Task goal
Your task is to copy every line of the records below that contains "this".
+++++
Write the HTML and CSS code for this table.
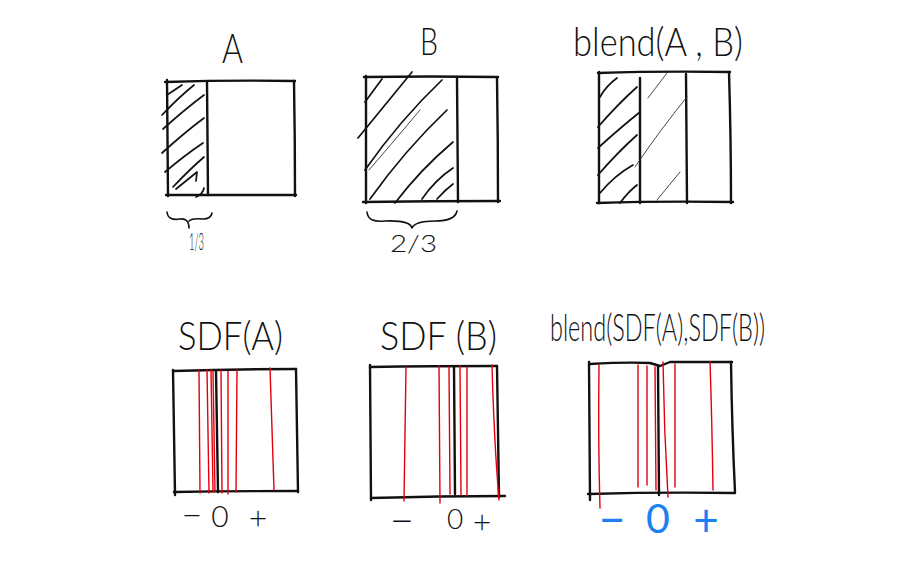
FILE: index.html
```html
<!DOCTYPE html>
<html lang="en">
<head>
<meta charset="utf-8">
<title>SDF blend sketch</title>
<link rel="stylesheet" href="styles.css">
</head>
<body>
<svg class="sheet" width="920" height="570" viewBox="0 0 920 570" xmlns="http://www.w3.org/2000/svg">
  <!-- Row 1: A -->
  <text class="hand" x="222" y="63" font-size="42" textLength="21" lengthAdjust="spacingAndGlyphs">A</text>
  <g class="ink">
    <path d="M165,82 Q230,80 295,81"/>
    <path d="M167,80 L168,196"/>
    <path d="M294,81 Q295,140 295,196"/>
    <path d="M166,195 L296,195"/>
    <path d="M207,82 L208,195"/>
  </g>
  <g class="hatch">
    <path d="M170,93 L167,95 M167,95 L182,85"/>
    <path d="M162,115 Q178,98 194,85"/>
    <path d="M163,129 Q184,110 204,95"/>
    <path d="M162,153 Q184,133 204,118"/>
    <path d="M165,172 Q185,155 203,143"/>
    <path d="M173,187 Q189,170 204,157"/>
    <path d="M176,189 L197,172 L196,181"/>
    <path d="M196,197 Q203,194 204,188"/>
  </g>
  <path class="brace" d="M167,212 Q168,221 180,219 Q189,218 189,228 M189,221 Q192,218 203,219 Q211,219 212,213"/>
  <text class="hand" x="189" y="250" font-size="24" textLength="15" lengthAdjust="spacingAndGlyphs">1/3</text>

  <!-- Row 1: B -->
  <text class="hand" x="420" y="55" font-size="38" textLength="18" lengthAdjust="spacingAndGlyphs">B</text>
  <g class="ink">
    <path d="M364,77 Q430,76 498,77"/>
    <path d="M366,76 L366,203"/>
    <path d="M457,77 L458,202"/>
    <path d="M497,78 Q498,140 498,202"/>
    <path d="M363,202 Q430,201 500,201"/>
  </g>
  <g class="hatch">
    <path d="M365,102 L382,79"/>
    <path d="M358,138 Q385,105 412,72"/>
    <path d="M365,170 Q400,120 442,80"/>
    <path d="M370,199 Q405,150 447,110"/>
    <path d="M395,203 Q420,170 453,142"/>
    <path d="M422,199 Q435,180 453,168"/>
    <path d="M437,199 Q445,190 453,184"/>
  </g>
  <path class="thin" d="M369,170 Q395,140 420,110"/>
  <path class="brace" d="M367,212 Q368,223 385,221 Q410,220 412,228 M412,228 Q415,221 435,221 Q455,221 457,211"/>
  <text class="hand" x="390" y="252" font-size="24" textLength="47" lengthAdjust="spacingAndGlyphs">2/3</text>

  <!-- Row 1: blend(A, B) -->
  <text class="hand" x="573" y="56" font-size="40" textLength="170" lengthAdjust="spacingAndGlyphs">blend(A , B)</text>
  <g class="ink">
    <path d="M598,73 Q660,71 730,72"/>
    <path d="M599,72 L599,203"/>
    <path d="M640,78 L640,203"/>
    <path d="M686,74 L687,203"/>
    <path d="M729,72 Q731,140 731,203"/>
    <path d="M597,203 Q660,201 733,202"/>
  </g>
  <g class="hatch">
    <path d="M600,97 Q606,86 617,78"/>
    <path d="M598,127 Q617,105 637,87"/>
    <path d="M598,148 Q620,128 640,112"/>
    <path d="M598,175 Q617,153 637,135"/>
    <path d="M600,193 Q615,175 633,165"/>
    <path d="M620,203 Q628,192 637,185"/>
  </g>
  <g class="thin">
    <path d="M648,98 L667,73"/>
    <path d="M635,167 Q660,130 687,97"/>
    <path d="M657,200 L680,172"/>
  </g>

  <!-- Row 2: SDF(A) -->
  <text class="hand" x="178" y="350" font-size="40" textLength="105" lengthAdjust="spacingAndGlyphs">SDF(A)</text>
  <g class="ink">
    <path d="M173,371 Q235,369 296,369"/>
    <path d="M173,370 L175,495"/>
    <path d="M296,369 L298,492"/>
    <path d="M174,492 Q235,491 298,491"/>
    <path d="M216,371 L218,492"/>
  </g>
  <g class="red">
    <path d="M199,370 L200,493"/>
    <path d="M207,370 L209,493"/>
    <path d="M211,370 L213,492"/>
    <path d="M213,371 L215,492"/>
    <path d="M221,370 L222,493"/>
    <path d="M228,371 L228,494"/>
    <path d="M237,370 L236,492"/>
    <path d="M270,368 Q272,430 274,490"/>
  </g>
  <text class="hand sign" x="192" y="528" font-size="36">−</text>
  <text class="hand sign" x="220" y="527" font-size="30">0</text>
  <text class="hand sign" x="258" y="529" font-size="32">+</text>

  <!-- Row 2: SDF(B) -->
  <text class="hand" x="380" y="350" font-size="40" textLength="117" lengthAdjust="spacingAndGlyphs">SDF (B)</text>
  <g class="ink">
    <path d="M370,367 Q430,366 497,366"/>
    <path d="M370,365 L371,500"/>
    <path d="M497,366 Q498,430 499,497"/>
    <path d="M371,498 Q440,496 505,496"/>
    <path d="M454,367 L455,494"/>
  </g>
  <g class="red">
    <path d="M406,367 Q405,430 404,501"/>
    <path d="M439,366 L440,503"/>
    <path d="M449,367 L450,494"/>
    <path d="M460,366 L461,495"/>
    <path d="M467,367 L467,496"/>
    <path d="M492,365 Q494,440 499,500"/>
  </g>
  <text class="hand sign" x="402" y="535" font-size="42">−</text>
  <text class="hand sign" x="455" y="529" font-size="28">0</text>
  <text class="hand sign" x="482" y="533" font-size="32">+</text>

  <!-- Row 2: blend(SDF(A), SDF(B)) -->
  <text class="hand" x="550" y="341" font-size="37" textLength="215" lengthAdjust="spacingAndGlyphs">blend(SDF(A),SDF(B))</text>
  <g class="ink">
    <path d="M590,364 Q625,362 650,363 L660,366 L670,362 L732,362"/>
    <path d="M589,362 L590,500"/>
    <path d="M731,362 Q732,430 735,492"/>
    <path d="M588,494 Q660,492 735,493"/>
    <path d="M658,366 L659,495"/>
  </g>
  <g class="red">
    <path d="M599,365 Q598,440 600,508"/>
    <path d="M638,365 L638,487"/>
    <path d="M647,366 L647,485"/>
    <path d="M655,367 L656,490"/>
    <path d="M663,362 Q664,430 668,497"/>
    <path d="M675,364 L675,487"/>
    <path d="M710,362 Q712,420 713,490"/>
  </g>
  <text class="hand sign blue" x="612" y="536" font-size="46">−</text>
  <text class="hand sign blue" x="658" y="533" font-size="41">0</text>
  <text class="hand sign blue" x="706" y="536" font-size="44">+</text>
</svg>
</body>
</html>
```

FILE: styles.css
```css
html, body {
  margin: 0;
  padding: 0;
  background: #ffffff;
}

.sheet {
  display: block;
  width: 920px;
  height: 570px;
}

.hand {
  font-family: "Lato", "DejaVu Sans", sans-serif;
  font-weight: 300;
  fill: #111111;
}

.sign {
  text-anchor: middle;
}

.blue {
  fill: #1c7ff2;
  font-weight: 400;
}

.ink path,
.hatch path,
.brace,
.thin path,
.thin,
.red path {
  fill: none;
  stroke-linecap: round;
  stroke-linejoin: round;
}

.ink path {
  stroke: #111111;
  stroke-width: 2.4;
}

.hatch path {
  stroke: #111111;
  stroke-width: 1.7;
}

.brace {
  stroke: #111111;
  stroke-width: 1.6;
}

.thin path,
.thin {
  stroke: #333333;
  stroke-width: 0.9;
}

.red path {
  stroke: #e3000f;
  stroke-width: 1.4;
}
```
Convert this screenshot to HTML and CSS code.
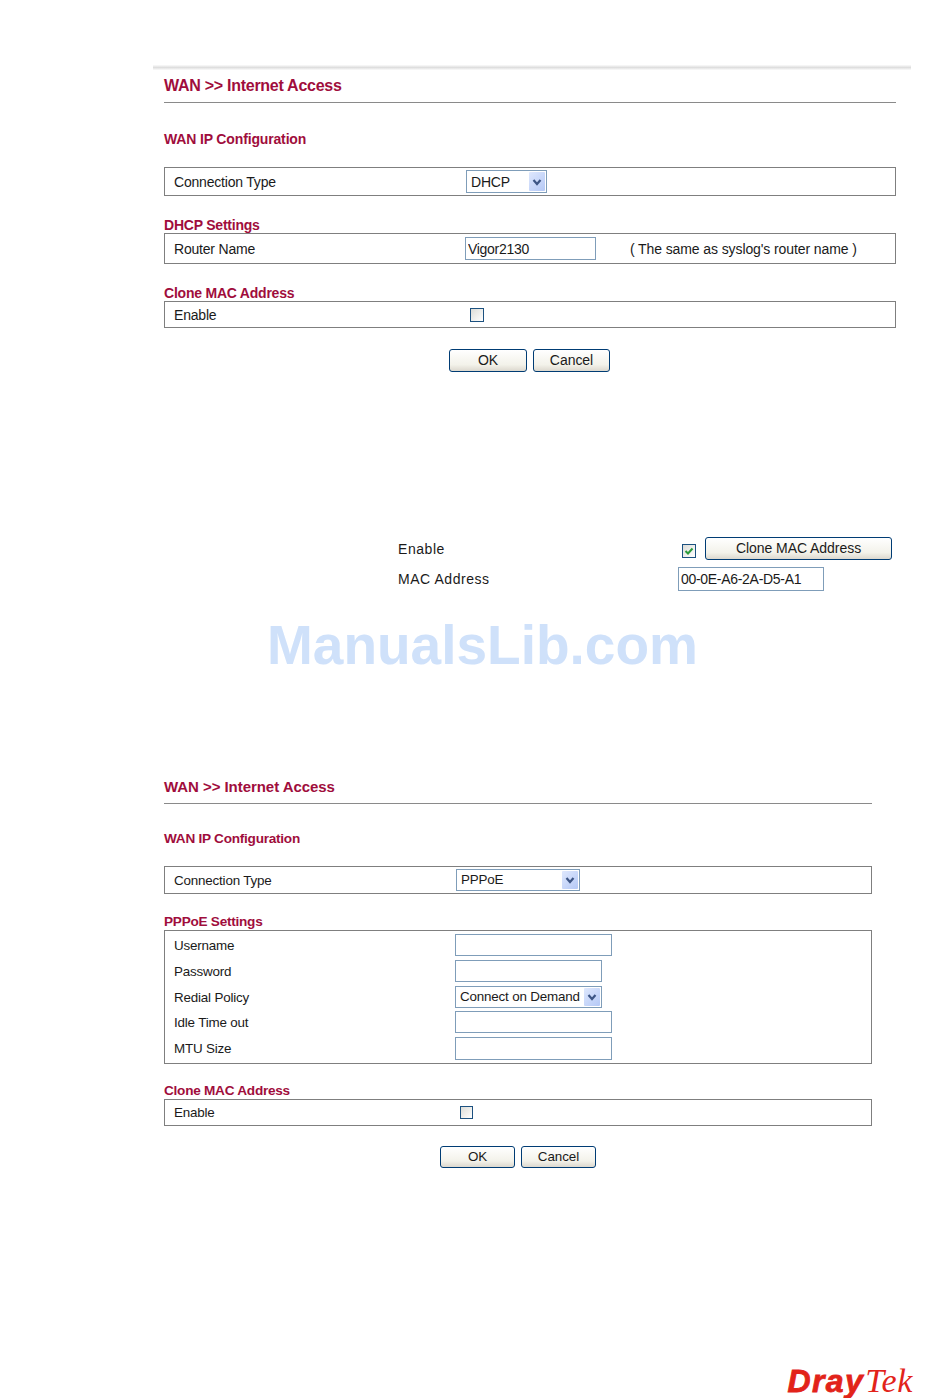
FILE: index.html
```html
<!DOCTYPE html>
<html lang="en">
<head>
<meta charset="utf-8">
<title>WAN Internet Access</title>
<link rel="stylesheet" href="styles.css">
</head>
<body>
<main class="page">
  <section class="panel panel-dhcp">
    <h1 class="title">WAN &gt;&gt; Internet Access</h1>
    <h2 class="heading heading-main">WAN IP Configuration</h2>
    <div class="box box-conn">
      <span class="label">Connection Type</span>
      <div class="select select-dhcp"><span class="select-value">DHCP</span><span class="arrow"><svg width="12" height="12" viewBox="0 0 12 12"><path d="M2.5 4 6 8l3.5-4" fill="none" stroke="#3d5585" stroke-width="2.2"/></svg></span></div>
    </div>
    <h2 class="heading heading-dhcp">DHCP Settings</h2>
    <div class="box box-router">
      <span class="label">Router Name</span>
      <input class="input input-router" type="text" value="Vigor2130">
      <span class="note">( The same as syslog's router name )</span>
    </div>
    <h2 class="heading heading-clone">Clone MAC Address</h2>
    <div class="box box-enable">
      <span class="label">Enable</span>
      <span class="check"></span>
    </div>
    <div class="actions">
      <button class="btn btn-ok" type="button">OK</button>
      <button class="btn btn-cancel" type="button">Cancel</button>
    </div>
  </section>

  <section class="clone">
    <div class="clone-row clone-row-top">
      <span class="clone-label">Enable</span>
      <span class="check check-on"><svg width="12" height="12" viewBox="0 0 12 12"><path d="M2.5 6 5 8.5 9.5 3.5" fill="none" stroke="#2a9a3a" stroke-width="2"/></svg></span>
      <button class="btn btn-clone" type="button">Clone MAC Address</button>
    </div>
    <div class="clone-row">
      <span class="clone-label">MAC Address</span>
      <input class="input input-mac" type="text" value="00-0E-A6-2A-D5-A1">
    </div>
  </section>

  <section class="panel panel-pppoe">
    <h1 class="title title-small">WAN &gt;&gt; Internet Access</h1>
    <h2 class="heading heading-main2">WAN IP Configuration</h2>
    <div class="box box-conn2">
      <span class="label">Connection Type</span>
      <div class="select select-pppoe"><span class="select-value">PPPoE</span><span class="arrow"><svg width="12" height="12" viewBox="0 0 12 12"><path d="M2.5 4 6 8l3.5-4" fill="none" stroke="#3d5585" stroke-width="2.2"/></svg></span></div>
    </div>
    <h2 class="heading heading-pppoe">PPPoE Settings</h2>
    <div class="box box-form">
      <div class="form-row"><span class="label">Username</span><input class="input input-wide" type="text"></div>
      <div class="form-row"><span class="label">Password</span><input class="input input-narrow" type="password"></div>
      <div class="form-row"><span class="label">Redial Policy</span><div class="select select-redial"><span class="select-value">Connect on Demand</span><span class="arrow"><svg width="12" height="12" viewBox="0 0 12 12"><path d="M2.5 4 6 8l3.5-4" fill="none" stroke="#3d5585" stroke-width="2.2"/></svg></span></div></div>
      <div class="form-row"><span class="label">Idle Time out</span><input class="input input-wide" type="text"></div>
      <div class="form-row"><span class="label">MTU Size</span><input class="input input-wide input-tall" type="text"></div>
    </div>
    <h2 class="heading heading-clone2">Clone MAC Address</h2>
    <div class="box box-enable2">
      <span class="label">Enable</span>
      <span class="check check-small"></span>
    </div>
    <div class="actions actions2">
      <button class="btn btn-ok2" type="button">OK</button>
      <button class="btn btn-ok2" type="button">Cancel</button>
    </div>
  </section>

  <footer class="brand"><span class="brand-dray">Dray</span><span class="brand-tek">Tek</span></footer>
  <div class="watermark">ManualsLib.com</div>
</main>
</body>
</html>
```

FILE: styles.css
```css
* { box-sizing: border-box; }
html, body { margin: 0; padding: 0; background: #fff; }
.page {
  position: relative;
  width: 950px;
  height: 1398px;
  overflow: hidden;
  font-family: "Liberation Sans", Arial, sans-serif;
  font-size: 14px;
  letter-spacing: -0.2px;
  color: #1a1a1a;
}
.panel-dhcp {
  margin: 65px 39px 0 153px;
  padding: 5px 15px 0 11px;
  height: 307px;
  background: linear-gradient(#fbfbfb, #dedede 50%, #fbfbfb) no-repeat top left / 100% 5px;
}
.title {
  margin: 0;
  height: 33px;
  padding-top: 7px;
  line-height: 18px;
  font-size: 16px;
  letter-spacing: -0.27px;
  font-weight: bold;
  color: #a00d3c;
  border-bottom: 1px solid #8a8a8a;
}
.heading {
  margin: 0;
  font-size: 14px;
  line-height: 16px;
  letter-spacing: -0.22px;
  font-weight: bold;
  color: #a00d3c;
}
.heading-main { margin-top: 28px; letter-spacing: -0.15px; }
.heading-dhcp { margin-top: 21px; }
.heading-clone { margin-top: 21px; }
.box {
  display: flex;
  align-items: center;
  border: 1px solid #7f7f7f;
  padding-left: 9px;
}
.label { line-height: 16px; }
.box .label { flex: none; width: 291px; }
.box-conn { margin-top: 20px; height: 29px; }
.box-router { margin-top: 0; height: 31px; }
.box-enable { height: 27px; }
.select {
  display: flex;
  align-items: center;
  justify-content: space-between;
  border: 1px solid #7f9db9;
  background: #fff;
  padding: 1px 1px 1px 4px;
}
.select-value { line-height: 16px; white-space: nowrap; }
.arrow {
  display: flex;
  align-items: center;
  justify-content: center;
  flex: none;
  width: 16px;
  height: 100%;
  background: linear-gradient(135deg, #dfe8fd, #b4c8f6);
  border-radius: 1px;
}
.select-dhcp { width: 81px; height: 23px; margin-left: 1px; }
.input {
  display: block;
  height: 23px;
  margin: 0;
  padding: 0 2px;
  border: 1px solid #7f9db9;
  background: #fff;
  color: #1a1a1a;
  font: 14px "Liberation Sans", Arial, sans-serif;
  letter-spacing: -0.3px;
  outline: none;
}
.input-router { width: 131px; flex: none; }
.note { margin-left: 34px; letter-spacing: -0.1px; }
.check {
  display: flex;
  align-items: center;
  justify-content: center;
  flex: none;
  width: 14px;
  height: 14px;
  border: 1px solid #1c5180;
  background: linear-gradient(135deg, #dcdcd7, #fff);
  margin-left: 5px;
}
.actions {
  display: flex;
  gap: 6px;
  margin: 21px 0 0 285px;
}
.btn {
  height: 23px;
  margin: 0;
  padding: 0 0 1px;
  border: 1px solid #003c74;
  border-radius: 3px;
  background: linear-gradient(#fff, #f3f2ea 70%, #dcd8ce);
  color: #1a1a1a;
  font: 14px "Liberation Sans", Arial, sans-serif;
  letter-spacing: -0.05px;
}
.btn-ok { width: 78px; }
.btn-cancel { width: 77px; }

.clone { margin: 165px 0 0 398px; width: 494px; }
.clone-row { display: flex; align-items: center; }
.clone-row-top { height: 23px; }
.clone-row + .clone-row { margin-top: 7px; height: 24px; }
.clone-label { width: 280px; letter-spacing: 0.55px; flex: none; }
.clone .check { margin-left: 4px; margin-top: 4px; }
.btn-clone { width: 187px; margin-left: 9px; }
.input-mac { width: 146px; height: 24px; }

.panel-pppoe { margin: 187px 78px 0 164px; font-size: 13.4px; letter-spacing: -0.18px; }
.title-small { height: 26px; padding-top: 1px; font-size: 15px; letter-spacing: -0.05px; line-height: 16px; }
.panel-pppoe .heading { font-size: 13.6px; letter-spacing: -0.25px; }
.panel-pppoe .input { font-size: 13.4px; letter-spacing: -0.18px; }
.box-conn2 .label, .box-form .label { padding-top: 2px; line-height: 16px; box-sizing: border-box; }
.heading-main2 { margin-top: 27px; }
.heading-pppoe { margin-top: 20px; }
.heading-clone2 { margin-top: 19px; }
.box-conn2 { margin-top: 19px; height: 28px; }
.box-conn2 .label, .box-enable2 .label { width: 281px; }
.select-pppoe { width: 124px; height: 22px; margin-left: 1px; }
.box-form {
  display: flex;
  flex-direction: column;
  align-items: stretch;
  gap: 3.75px;
  height: 134px;
  padding-top: 3px;
}
.form-row { display: flex; align-items: center; height: 22px; }
.box-form .label { width: 281px; }
.input-wide { width: 157px; height: 22px; }
.input-tall { height: 23px; }
.input-narrow { width: 147px; height: 22px; }
.select-redial { width: 147px; height: 22px; }
.box-enable2 { height: 27px; }
.check-small { width: 13px; height: 13px; }
.actions2 { margin: 20px 0 0 276px; }
.btn-ok2 { width: 75px; height: 22px; font-size: 13.4px; }

.brand {
  position: absolute;
  right: 37px;
  bottom: -5px;
  line-height: 32px;
  white-space: nowrap;
  letter-spacing: 0;
  color: #e2231a;
}
.brand-dray {
  font: italic bold 32px/32px "Liberation Sans", Arial, sans-serif;
  letter-spacing: 1.4px;
  -webkit-text-stroke: 0.8px #e2231a;
}
.brand-tek {
  font: italic 34px/32px "Liberation Serif", "Times New Roman", serif;
  margin-left: 1px;
  letter-spacing: 0.6px;
}
.watermark {
  position: absolute;
  left: 267px;
  top: 613px;
  font-size: 55px;
  letter-spacing: 0;
  line-height: 64px;
  font-weight: bold;
  color: #cfe1fa;
  white-space: nowrap;
}
```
+++++
Output
Write the HTML and CSS code for this table.
Convert this screenshot to HTML and CSS code.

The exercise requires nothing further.